What the task asks
Pick out each line containing the string "React" and copy it.

Stored data
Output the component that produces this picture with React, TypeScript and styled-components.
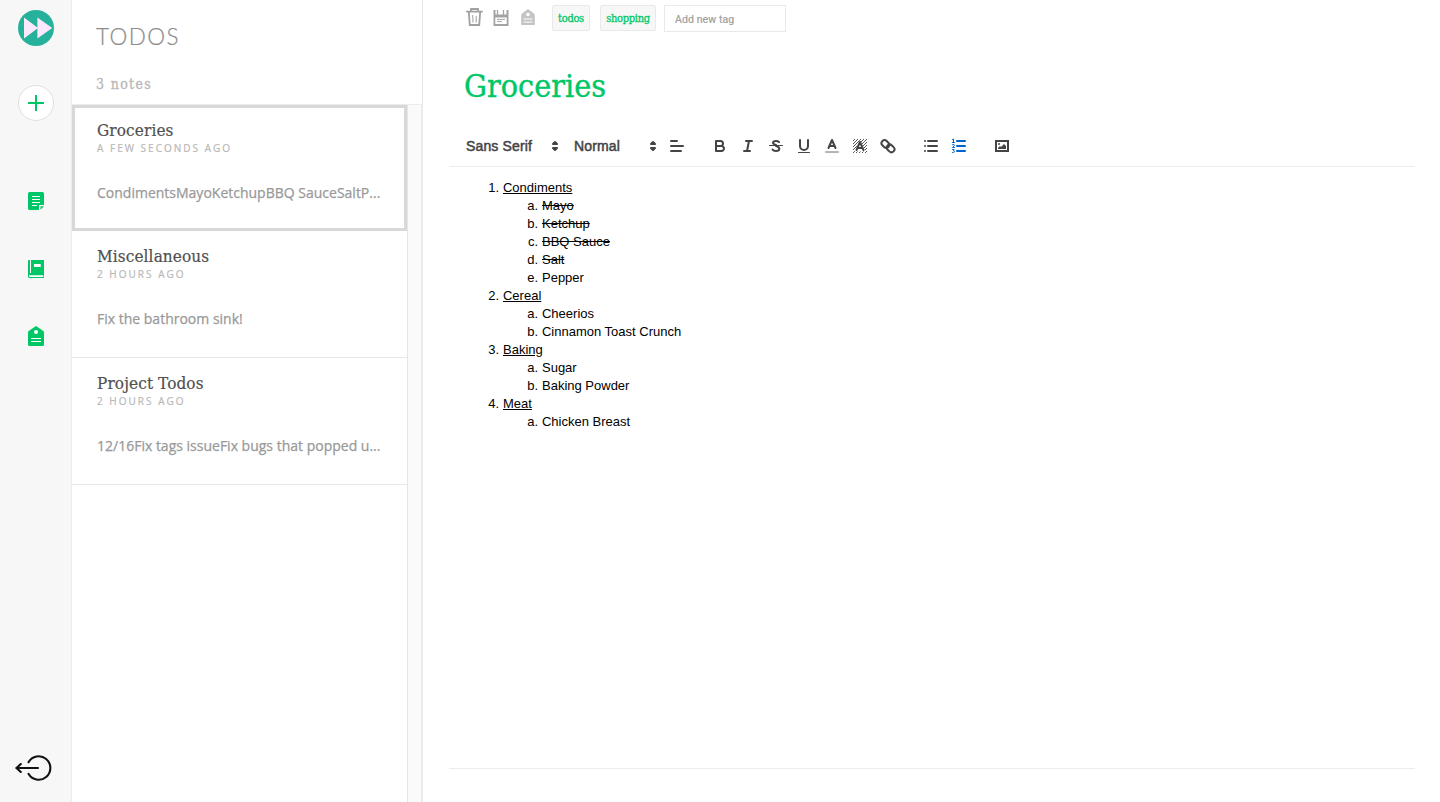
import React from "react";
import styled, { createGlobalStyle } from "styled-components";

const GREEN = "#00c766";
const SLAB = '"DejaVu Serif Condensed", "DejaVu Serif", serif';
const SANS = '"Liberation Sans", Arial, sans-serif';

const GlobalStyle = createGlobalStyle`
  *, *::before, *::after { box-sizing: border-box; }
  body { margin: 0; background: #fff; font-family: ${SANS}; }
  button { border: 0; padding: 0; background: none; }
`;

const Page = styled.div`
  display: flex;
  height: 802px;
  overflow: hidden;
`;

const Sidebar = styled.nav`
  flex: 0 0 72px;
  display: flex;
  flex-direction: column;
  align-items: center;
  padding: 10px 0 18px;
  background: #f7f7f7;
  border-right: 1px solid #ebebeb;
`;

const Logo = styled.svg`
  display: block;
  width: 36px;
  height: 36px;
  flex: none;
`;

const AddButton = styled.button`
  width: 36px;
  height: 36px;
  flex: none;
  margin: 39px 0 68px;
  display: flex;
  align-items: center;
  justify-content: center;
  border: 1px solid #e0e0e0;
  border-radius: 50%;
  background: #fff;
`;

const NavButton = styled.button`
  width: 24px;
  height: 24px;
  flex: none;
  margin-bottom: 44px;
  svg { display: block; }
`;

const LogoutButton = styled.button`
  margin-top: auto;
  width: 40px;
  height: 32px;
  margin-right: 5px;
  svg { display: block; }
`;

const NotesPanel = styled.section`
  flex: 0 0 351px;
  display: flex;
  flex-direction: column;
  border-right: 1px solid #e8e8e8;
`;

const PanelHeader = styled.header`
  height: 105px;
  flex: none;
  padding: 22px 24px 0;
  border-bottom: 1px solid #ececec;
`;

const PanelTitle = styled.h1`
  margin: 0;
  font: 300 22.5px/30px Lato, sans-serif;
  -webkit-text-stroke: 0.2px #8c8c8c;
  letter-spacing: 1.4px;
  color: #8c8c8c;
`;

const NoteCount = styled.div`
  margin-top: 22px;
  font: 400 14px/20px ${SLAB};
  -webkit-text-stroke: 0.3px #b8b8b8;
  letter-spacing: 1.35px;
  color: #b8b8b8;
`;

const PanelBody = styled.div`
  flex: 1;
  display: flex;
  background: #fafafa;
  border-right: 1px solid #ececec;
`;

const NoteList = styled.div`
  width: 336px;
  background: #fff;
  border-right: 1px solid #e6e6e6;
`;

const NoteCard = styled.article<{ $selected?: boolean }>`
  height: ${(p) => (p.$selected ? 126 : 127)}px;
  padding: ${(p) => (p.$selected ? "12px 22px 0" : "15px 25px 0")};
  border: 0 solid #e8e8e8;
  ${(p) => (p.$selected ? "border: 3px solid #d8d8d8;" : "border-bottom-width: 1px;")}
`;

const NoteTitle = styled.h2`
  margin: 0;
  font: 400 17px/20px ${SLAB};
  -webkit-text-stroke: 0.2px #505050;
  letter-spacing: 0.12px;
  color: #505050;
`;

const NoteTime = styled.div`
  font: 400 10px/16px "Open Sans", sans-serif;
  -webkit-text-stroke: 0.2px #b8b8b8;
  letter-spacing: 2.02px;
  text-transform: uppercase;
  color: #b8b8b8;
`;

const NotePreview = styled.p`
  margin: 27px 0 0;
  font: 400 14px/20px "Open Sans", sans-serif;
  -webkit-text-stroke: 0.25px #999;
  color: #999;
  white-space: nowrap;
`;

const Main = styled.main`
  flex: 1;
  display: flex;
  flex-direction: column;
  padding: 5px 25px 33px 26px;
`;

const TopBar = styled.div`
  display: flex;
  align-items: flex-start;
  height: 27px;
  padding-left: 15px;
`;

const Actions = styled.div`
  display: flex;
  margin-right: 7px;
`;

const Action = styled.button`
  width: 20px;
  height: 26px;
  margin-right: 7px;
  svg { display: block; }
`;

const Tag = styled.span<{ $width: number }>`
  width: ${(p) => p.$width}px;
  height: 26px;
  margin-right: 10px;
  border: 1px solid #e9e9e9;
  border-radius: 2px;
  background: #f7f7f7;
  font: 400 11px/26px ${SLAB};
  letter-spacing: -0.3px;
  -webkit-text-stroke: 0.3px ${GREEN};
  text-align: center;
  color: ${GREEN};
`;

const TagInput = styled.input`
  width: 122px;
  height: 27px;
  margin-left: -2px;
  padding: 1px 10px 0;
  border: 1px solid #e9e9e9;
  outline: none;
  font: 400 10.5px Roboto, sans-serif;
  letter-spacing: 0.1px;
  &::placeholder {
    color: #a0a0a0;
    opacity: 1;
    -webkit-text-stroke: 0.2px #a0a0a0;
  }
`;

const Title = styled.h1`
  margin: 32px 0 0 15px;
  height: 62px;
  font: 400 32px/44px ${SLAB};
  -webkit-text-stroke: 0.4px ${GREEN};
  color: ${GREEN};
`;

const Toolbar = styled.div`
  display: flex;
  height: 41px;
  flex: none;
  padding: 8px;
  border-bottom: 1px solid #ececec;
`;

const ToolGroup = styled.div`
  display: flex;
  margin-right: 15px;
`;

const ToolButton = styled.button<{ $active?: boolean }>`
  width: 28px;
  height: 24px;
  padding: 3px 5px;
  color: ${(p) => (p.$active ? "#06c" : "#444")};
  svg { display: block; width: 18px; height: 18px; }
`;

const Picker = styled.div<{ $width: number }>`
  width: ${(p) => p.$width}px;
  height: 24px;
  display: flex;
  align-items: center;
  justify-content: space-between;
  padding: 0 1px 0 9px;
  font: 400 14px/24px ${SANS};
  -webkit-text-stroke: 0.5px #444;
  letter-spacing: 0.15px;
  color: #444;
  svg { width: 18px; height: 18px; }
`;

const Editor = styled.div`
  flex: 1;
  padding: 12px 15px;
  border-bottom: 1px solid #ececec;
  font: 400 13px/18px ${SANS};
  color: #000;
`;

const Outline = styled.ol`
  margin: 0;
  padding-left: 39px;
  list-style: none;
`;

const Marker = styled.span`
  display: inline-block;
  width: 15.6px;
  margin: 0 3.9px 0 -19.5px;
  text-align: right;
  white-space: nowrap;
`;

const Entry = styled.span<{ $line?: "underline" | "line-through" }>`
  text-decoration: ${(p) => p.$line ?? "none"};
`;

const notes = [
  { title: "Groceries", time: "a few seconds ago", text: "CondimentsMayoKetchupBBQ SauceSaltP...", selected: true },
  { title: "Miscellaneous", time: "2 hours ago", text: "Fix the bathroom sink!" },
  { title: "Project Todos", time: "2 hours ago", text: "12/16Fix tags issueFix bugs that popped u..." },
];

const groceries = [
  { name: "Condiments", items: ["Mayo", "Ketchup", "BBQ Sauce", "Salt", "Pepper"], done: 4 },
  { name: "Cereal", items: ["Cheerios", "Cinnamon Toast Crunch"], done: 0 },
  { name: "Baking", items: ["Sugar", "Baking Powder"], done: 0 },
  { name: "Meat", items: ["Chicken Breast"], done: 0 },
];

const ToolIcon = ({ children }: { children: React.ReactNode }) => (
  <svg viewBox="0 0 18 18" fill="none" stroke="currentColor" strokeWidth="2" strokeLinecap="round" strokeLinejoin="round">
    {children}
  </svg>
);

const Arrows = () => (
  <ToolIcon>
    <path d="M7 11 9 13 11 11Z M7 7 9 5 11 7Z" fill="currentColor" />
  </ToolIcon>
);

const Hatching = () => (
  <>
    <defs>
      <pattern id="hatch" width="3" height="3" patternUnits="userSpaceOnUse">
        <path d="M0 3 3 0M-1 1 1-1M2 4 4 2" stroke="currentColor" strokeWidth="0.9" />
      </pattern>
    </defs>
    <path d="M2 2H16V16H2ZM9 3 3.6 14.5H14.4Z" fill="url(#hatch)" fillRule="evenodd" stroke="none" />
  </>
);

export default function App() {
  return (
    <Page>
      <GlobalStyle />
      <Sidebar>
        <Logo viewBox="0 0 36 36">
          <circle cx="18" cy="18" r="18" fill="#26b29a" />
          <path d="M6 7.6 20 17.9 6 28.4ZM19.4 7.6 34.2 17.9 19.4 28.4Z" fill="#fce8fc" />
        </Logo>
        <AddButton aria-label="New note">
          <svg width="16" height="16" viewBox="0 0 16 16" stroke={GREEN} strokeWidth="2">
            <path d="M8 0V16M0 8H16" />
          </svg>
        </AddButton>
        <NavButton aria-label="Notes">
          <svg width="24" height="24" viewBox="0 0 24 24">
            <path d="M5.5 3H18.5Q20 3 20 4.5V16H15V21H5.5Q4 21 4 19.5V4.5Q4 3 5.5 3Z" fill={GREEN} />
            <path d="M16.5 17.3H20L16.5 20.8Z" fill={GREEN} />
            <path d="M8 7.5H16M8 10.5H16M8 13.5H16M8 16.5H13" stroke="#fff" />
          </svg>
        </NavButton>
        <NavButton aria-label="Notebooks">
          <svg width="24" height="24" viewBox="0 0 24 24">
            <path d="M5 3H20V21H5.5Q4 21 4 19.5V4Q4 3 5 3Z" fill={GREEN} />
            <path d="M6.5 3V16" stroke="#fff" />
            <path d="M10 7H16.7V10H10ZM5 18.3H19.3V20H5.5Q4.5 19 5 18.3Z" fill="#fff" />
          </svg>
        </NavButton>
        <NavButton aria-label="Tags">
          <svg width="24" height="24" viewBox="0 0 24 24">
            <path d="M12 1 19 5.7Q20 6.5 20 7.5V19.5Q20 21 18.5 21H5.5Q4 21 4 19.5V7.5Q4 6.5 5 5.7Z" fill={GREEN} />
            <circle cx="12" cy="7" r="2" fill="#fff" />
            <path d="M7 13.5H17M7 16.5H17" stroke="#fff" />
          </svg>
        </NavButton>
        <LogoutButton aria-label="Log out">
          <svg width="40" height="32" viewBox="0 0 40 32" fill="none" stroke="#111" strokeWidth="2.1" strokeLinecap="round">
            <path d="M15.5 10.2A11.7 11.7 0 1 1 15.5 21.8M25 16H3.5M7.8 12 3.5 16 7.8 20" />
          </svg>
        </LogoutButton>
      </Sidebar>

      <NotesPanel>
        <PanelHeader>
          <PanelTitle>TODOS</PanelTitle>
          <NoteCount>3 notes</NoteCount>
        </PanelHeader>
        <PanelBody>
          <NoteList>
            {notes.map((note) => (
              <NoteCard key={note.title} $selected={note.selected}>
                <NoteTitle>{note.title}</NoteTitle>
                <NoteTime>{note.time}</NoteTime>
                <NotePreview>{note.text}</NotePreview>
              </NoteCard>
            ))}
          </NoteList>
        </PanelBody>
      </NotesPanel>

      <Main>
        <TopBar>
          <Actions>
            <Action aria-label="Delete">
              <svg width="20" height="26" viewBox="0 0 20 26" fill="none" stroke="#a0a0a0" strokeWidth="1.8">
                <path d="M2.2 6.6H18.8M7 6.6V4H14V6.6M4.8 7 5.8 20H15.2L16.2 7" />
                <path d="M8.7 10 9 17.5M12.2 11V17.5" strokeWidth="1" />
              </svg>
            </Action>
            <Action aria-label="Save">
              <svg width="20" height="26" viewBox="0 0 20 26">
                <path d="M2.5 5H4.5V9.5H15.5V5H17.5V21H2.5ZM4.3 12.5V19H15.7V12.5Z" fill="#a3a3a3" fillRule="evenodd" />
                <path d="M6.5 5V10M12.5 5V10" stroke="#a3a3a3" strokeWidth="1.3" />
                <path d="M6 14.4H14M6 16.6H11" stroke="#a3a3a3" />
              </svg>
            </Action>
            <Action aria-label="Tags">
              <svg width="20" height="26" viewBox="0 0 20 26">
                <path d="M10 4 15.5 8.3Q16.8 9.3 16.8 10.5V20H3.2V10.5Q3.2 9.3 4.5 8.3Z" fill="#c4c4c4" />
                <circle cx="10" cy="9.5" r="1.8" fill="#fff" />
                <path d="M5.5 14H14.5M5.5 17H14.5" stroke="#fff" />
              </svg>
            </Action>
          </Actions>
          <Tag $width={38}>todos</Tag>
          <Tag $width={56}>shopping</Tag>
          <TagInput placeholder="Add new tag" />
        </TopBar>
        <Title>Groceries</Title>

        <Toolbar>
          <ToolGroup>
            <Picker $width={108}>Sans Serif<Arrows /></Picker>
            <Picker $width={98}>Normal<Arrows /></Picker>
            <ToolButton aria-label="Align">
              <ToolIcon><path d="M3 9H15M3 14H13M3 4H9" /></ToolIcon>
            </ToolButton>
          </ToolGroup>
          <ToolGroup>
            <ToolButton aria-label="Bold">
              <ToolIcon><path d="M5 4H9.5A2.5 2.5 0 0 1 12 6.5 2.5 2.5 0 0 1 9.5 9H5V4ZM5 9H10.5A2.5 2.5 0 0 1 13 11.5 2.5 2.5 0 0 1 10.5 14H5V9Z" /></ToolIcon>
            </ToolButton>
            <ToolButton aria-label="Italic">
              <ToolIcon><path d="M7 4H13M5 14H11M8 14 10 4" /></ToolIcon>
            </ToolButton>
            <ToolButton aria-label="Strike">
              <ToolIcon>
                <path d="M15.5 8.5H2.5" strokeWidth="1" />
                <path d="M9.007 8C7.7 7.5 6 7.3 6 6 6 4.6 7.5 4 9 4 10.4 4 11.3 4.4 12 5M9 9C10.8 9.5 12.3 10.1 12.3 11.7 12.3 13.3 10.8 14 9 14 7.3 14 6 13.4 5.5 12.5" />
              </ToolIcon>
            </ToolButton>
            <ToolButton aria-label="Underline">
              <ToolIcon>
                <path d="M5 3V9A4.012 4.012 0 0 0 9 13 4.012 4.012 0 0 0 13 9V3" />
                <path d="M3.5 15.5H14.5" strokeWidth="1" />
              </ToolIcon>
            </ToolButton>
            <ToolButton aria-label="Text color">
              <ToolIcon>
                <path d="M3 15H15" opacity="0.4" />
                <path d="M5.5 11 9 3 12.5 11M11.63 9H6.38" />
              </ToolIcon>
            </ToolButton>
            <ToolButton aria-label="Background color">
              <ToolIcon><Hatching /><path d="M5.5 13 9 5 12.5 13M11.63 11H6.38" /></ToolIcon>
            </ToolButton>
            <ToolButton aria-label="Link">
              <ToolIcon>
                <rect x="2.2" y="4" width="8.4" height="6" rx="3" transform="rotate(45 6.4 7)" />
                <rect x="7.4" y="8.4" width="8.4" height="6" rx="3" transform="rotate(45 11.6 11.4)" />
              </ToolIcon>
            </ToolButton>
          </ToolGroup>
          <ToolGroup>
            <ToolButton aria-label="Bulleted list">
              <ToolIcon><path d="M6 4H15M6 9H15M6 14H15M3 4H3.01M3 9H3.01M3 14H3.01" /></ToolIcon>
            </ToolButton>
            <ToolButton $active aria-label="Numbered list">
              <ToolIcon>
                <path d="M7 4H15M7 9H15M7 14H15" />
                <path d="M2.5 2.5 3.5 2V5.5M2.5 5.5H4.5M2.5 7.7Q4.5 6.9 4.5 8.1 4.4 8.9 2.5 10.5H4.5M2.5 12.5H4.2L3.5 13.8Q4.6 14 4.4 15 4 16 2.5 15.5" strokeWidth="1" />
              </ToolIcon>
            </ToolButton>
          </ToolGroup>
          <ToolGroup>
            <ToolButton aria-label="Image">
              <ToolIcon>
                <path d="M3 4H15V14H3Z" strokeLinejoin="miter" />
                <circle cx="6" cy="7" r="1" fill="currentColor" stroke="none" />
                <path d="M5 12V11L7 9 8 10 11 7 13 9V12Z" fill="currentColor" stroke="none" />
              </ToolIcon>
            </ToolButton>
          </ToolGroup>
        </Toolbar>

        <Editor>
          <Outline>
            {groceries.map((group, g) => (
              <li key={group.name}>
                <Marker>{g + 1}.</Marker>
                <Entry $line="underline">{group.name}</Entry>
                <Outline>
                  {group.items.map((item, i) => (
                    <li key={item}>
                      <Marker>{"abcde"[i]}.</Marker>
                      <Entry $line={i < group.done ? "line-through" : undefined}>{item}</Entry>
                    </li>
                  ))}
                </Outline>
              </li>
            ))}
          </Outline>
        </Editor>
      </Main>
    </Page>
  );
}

Full solution
Output the component that produces this picture with React, TypeScript and styled-components.
import React from "react";
const ToolIcon = ({ children }: { children: React.ReactNode }) => (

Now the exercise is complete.